A popular National Trust garden says it was to “transform” how visitors arrive – which includes plans for a 250-space car park to cater for expected growth in visitor numbers. 

A planning application has been submitted for the development of visitor infrastructure at Trelissick Gardens in Feock.

The improvements include a new 250-space car park and a reconfiguration of how visitors enter the site.

The site says it was to “provide increased car parking provision and improved sense of arrival for visitors, including reconfiguration of the existing main car park at Trelissick, works to the highway to create a safe crossing point and extended 30mph zone, and creation of a new 250 space car park.”

The Trelissick estate covers 255 hectares and was gifted to the National Trust in 1955. In a design and access statement accompanying the application, it says that it is “one of the Trust’s most significant visitor business properties in the South West”.

It says that visitor numbers are expected to continue to increase having risen from 126,000 in 2013/14 to 225,000 in 2019/20. The document explains that “the current arrangement for parking will not accommodate the expected rise in visitor numbers”.

It adds: “Even under current circumstances it causes traffic management problems and safety issues.
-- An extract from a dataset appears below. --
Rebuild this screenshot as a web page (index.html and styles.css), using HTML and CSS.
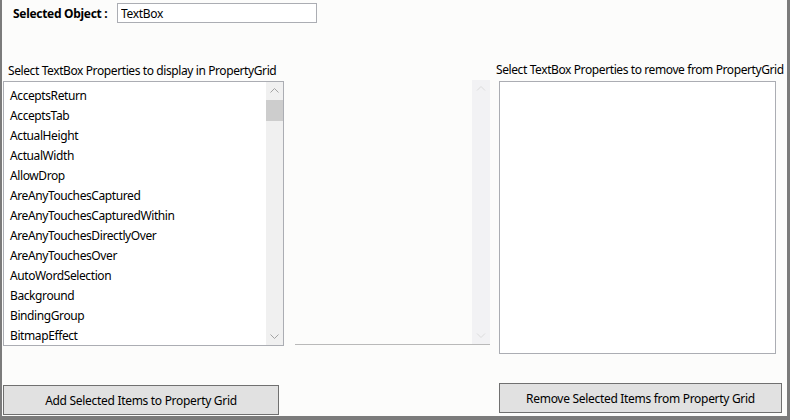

Other infrastructure including the food and beverage facilities are at capacity and cannot manage existing visitors nor absorb additional ones.”
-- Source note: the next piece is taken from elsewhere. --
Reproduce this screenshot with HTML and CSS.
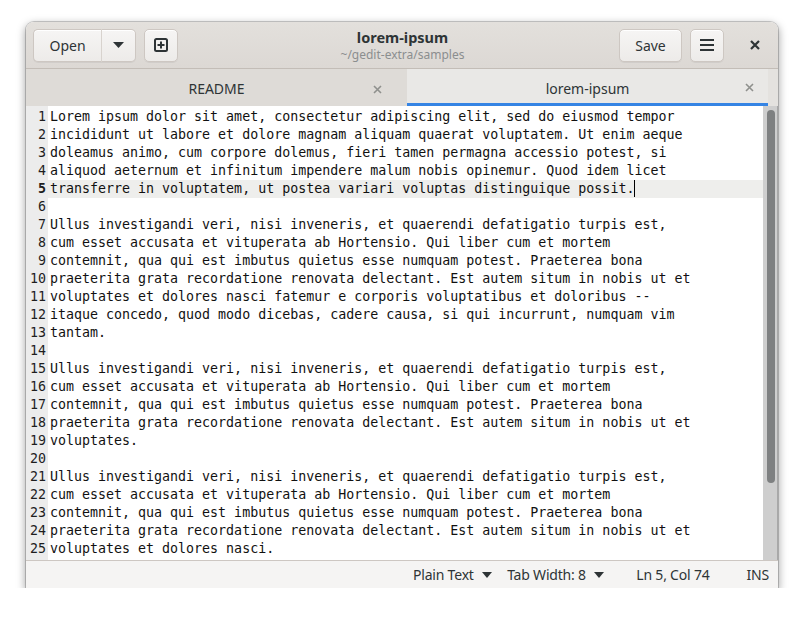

The proposals include removing car parking from its current location next to Grade II-listed buildings and plans to restore a Grade II-listed walled garden. The changes would “transform visitor arrival”.

The Trust said there were “key issues” that now “urgently require resolution”.

These included car parking, which it described as “now unsafe,” causing queuing on the highway and having insufficient capacity for growing visitor numbers, while at peak times it needed to be supervised by seven members of staff.

The Trust went on to say that it was currently unclear which direction visitors should go and how they should access parts of the property, there was a “conservation backlog and a tradition of under-investment,” and that the property was accessed by the same road as the King Harry Ferry, which created “a procession of cars leaving and queuing for the service.” It also pointed out that pedestrians also walk up the narrow road, despite “poor visibility” and a standard 40mph speed limit. “Trelissick is at a point in its history where ‘do nothing’ is no longer an option,” it added.

For more information and to submit comments search for planning application number PA22/10184 on the Cornwall Council planning portal. 

History of Trelissick

The estate is centred around the Grade II* listed Trelissick House, set within a Grade II* registered park and garden of special historic interest which provide the setting to a host of other listed buildings.

The Iron Age fort at Round Wood and the standing cross within the garden are both Scheduled Monuments, and part of the property falls within the Fal and Helford Special Area of Conservation (SAC), whilst a large portion forms the Upper Fal Estuary and Woods Site of Special Scientific Interest (SSSI).

Trelissick was gifted to the National Trust by Ida Copeland in 1955, whose family remained living in Trelissick House. Over several decades Trelissick Garden became a popular visitor attraction, with the Trust saying that by 2013 the garden had become one its “most significant visitor business properties in the South West.”

In 2013 the Copeland family left the main part of Trelissick House, which although already owned by the Trust then came into its daily stewardship. The decision to open the house regularly to visitors in 2014 has been “a catalyst for more significant growth,” according to the Trust, which attributed it to a combination of increasing popularity in National Trust membership, ‘staycations’ and growth in local housing.